### WHAT IS NEEDED
In the data below, find every line with the string "table" and pull it out.

### SUPPLIED INFORMATION
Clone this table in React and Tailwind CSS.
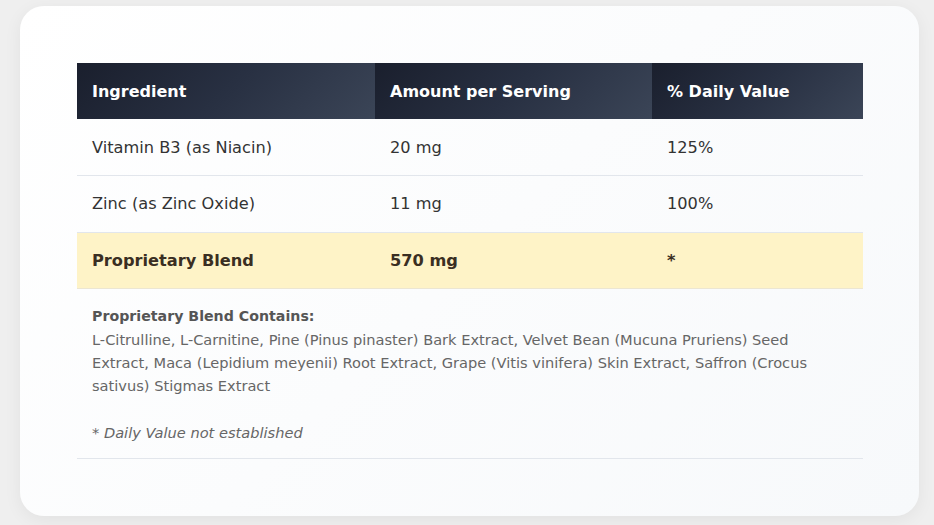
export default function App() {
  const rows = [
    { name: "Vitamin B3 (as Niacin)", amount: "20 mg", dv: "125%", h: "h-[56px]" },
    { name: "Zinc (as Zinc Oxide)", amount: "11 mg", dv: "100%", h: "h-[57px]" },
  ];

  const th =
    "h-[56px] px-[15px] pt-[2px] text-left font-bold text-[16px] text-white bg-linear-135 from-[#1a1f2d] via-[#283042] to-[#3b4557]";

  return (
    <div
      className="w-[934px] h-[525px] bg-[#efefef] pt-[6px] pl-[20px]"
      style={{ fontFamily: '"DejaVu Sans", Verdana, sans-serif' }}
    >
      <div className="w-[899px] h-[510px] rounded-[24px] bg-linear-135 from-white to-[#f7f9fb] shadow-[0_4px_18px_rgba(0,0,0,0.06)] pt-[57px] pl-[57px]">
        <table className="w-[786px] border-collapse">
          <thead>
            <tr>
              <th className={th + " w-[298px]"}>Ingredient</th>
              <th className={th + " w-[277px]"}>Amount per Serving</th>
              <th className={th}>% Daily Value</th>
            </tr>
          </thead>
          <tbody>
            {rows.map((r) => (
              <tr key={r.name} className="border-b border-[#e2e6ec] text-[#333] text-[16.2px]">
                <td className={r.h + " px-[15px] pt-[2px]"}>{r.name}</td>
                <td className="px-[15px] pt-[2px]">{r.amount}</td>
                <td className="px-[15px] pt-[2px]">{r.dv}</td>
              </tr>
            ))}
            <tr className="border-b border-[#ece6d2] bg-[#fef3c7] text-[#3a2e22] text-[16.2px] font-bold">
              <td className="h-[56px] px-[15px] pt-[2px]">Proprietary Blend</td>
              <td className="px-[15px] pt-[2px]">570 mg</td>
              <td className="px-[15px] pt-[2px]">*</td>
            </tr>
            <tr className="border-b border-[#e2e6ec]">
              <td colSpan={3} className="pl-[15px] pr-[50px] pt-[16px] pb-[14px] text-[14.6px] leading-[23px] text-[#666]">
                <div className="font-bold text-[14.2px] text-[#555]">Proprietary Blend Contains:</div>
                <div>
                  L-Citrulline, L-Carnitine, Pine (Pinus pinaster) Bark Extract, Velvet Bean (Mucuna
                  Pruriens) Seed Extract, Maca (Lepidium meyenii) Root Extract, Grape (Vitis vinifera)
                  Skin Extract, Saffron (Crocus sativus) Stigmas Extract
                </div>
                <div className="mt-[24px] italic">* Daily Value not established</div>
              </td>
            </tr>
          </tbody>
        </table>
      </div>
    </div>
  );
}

### RESULT OF THE EXERCISE
Clone this table in React and Tailwind CSS.
        <table className="w-[786px] border-collapse">
        </table>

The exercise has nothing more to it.